::: Source excerpt
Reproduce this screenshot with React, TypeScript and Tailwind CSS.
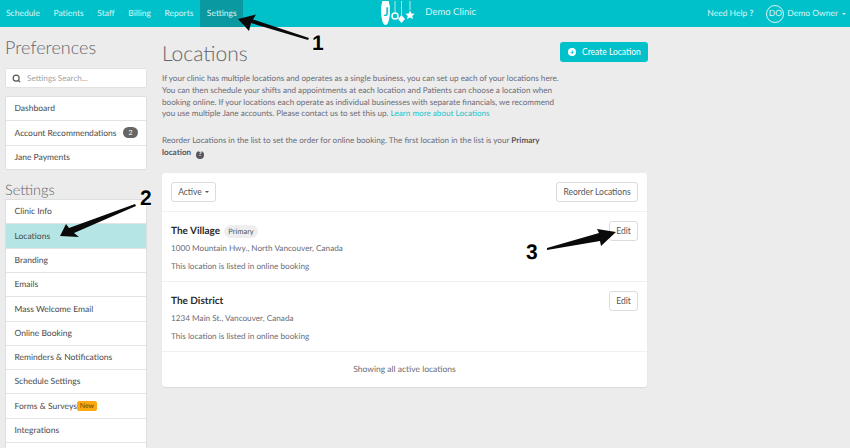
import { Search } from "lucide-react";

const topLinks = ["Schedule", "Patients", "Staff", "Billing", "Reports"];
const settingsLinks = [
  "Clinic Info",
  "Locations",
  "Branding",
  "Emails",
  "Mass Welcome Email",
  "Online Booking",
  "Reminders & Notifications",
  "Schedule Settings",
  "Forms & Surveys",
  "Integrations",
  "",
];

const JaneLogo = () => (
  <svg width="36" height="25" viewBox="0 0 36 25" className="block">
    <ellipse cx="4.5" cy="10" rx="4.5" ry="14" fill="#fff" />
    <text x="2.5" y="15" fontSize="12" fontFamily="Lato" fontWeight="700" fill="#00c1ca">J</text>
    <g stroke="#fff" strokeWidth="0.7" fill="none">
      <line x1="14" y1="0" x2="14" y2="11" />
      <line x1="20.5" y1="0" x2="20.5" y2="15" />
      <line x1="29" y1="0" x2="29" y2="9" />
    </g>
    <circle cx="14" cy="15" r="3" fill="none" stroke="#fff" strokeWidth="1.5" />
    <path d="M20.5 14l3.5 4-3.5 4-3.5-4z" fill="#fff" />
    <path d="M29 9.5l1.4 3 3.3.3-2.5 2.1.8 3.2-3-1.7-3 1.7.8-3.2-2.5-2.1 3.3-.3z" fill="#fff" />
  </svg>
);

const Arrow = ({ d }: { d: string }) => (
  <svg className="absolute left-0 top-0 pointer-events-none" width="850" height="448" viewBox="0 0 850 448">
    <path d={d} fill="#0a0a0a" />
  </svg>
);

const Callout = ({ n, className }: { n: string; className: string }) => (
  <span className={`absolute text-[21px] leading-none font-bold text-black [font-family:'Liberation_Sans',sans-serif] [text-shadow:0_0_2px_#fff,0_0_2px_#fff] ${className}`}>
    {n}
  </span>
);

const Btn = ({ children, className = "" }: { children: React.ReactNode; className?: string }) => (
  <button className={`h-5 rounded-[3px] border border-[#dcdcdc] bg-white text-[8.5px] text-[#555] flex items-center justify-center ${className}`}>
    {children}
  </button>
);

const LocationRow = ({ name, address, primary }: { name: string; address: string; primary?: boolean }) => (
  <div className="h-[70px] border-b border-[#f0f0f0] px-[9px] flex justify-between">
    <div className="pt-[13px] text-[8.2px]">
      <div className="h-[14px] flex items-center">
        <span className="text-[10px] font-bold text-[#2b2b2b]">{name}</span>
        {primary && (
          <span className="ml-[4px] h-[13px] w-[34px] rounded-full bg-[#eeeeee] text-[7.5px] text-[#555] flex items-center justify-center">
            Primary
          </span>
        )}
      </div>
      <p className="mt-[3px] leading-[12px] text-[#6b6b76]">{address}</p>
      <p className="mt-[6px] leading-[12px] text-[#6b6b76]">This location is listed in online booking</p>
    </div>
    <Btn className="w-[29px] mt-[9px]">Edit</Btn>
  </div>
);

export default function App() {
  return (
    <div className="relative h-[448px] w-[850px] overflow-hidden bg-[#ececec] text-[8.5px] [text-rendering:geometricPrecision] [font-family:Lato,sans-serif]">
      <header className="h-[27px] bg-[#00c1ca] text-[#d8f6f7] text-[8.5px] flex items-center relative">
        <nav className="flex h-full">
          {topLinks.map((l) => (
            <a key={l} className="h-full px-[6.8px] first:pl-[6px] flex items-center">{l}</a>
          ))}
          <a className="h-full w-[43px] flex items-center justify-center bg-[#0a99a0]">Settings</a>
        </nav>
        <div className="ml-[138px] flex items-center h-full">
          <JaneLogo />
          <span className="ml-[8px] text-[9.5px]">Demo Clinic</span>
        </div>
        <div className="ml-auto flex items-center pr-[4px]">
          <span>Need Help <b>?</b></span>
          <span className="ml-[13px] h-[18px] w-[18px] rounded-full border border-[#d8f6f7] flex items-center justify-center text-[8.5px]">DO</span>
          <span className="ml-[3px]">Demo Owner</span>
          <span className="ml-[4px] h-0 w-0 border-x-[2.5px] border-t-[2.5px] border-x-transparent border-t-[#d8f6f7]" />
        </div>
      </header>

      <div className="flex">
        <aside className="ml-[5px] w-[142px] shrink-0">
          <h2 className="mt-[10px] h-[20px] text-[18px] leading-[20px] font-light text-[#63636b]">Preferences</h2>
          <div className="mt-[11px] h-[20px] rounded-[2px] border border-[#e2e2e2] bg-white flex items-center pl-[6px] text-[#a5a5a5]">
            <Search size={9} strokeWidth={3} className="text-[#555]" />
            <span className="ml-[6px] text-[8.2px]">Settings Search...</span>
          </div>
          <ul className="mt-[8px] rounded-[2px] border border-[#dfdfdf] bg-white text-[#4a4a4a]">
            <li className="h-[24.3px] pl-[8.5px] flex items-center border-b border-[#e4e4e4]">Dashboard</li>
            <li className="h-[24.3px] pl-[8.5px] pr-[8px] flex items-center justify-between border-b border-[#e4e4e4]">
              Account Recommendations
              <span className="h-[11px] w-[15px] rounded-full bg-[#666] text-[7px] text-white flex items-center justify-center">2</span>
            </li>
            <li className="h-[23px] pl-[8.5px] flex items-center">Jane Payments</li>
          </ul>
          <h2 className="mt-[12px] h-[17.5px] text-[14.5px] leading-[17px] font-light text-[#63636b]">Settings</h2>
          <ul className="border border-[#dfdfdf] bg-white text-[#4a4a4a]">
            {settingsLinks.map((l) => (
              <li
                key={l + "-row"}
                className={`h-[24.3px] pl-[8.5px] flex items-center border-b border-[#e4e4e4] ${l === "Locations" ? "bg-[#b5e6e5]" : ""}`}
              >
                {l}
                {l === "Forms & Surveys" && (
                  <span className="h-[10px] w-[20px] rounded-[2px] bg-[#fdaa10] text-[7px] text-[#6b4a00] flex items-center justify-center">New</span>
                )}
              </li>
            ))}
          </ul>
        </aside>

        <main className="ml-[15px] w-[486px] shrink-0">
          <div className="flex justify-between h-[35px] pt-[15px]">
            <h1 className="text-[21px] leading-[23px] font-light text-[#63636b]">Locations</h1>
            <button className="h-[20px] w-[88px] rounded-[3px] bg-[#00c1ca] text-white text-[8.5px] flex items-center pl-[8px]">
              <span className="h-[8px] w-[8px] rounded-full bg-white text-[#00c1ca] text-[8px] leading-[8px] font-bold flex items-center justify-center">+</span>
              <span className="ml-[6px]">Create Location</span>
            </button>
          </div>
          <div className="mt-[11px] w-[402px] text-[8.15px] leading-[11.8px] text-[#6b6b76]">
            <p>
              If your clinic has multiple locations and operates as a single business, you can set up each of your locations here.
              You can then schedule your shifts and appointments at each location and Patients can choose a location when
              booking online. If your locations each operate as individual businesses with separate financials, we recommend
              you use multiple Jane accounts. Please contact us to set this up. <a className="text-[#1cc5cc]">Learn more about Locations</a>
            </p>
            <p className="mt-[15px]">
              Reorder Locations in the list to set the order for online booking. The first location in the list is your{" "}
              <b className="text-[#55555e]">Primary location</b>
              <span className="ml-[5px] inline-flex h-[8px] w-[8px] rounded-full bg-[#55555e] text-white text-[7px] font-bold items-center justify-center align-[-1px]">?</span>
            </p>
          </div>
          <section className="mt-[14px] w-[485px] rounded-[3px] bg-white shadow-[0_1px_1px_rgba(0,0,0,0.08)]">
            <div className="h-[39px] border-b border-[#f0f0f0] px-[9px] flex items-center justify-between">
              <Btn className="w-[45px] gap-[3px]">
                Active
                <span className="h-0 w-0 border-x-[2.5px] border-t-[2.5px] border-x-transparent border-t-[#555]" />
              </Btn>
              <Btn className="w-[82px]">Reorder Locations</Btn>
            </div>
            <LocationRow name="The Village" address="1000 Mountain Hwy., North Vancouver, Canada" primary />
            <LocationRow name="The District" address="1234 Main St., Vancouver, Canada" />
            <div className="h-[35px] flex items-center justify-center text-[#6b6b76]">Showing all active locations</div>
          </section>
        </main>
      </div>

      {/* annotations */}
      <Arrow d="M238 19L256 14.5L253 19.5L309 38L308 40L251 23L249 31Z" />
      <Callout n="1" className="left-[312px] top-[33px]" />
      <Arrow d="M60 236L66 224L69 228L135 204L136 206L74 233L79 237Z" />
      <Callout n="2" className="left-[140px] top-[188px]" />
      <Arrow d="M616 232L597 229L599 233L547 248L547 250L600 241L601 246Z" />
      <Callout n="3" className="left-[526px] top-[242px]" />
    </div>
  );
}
::::::
* Task to complete *
Pull every line containing "with" from the data.

* Solution for this problem *
Reproduce this screenshot with React, TypeScript and Tailwind CSS.
              booking online. If your locations each operate as individual businesses with separate financials, we recommend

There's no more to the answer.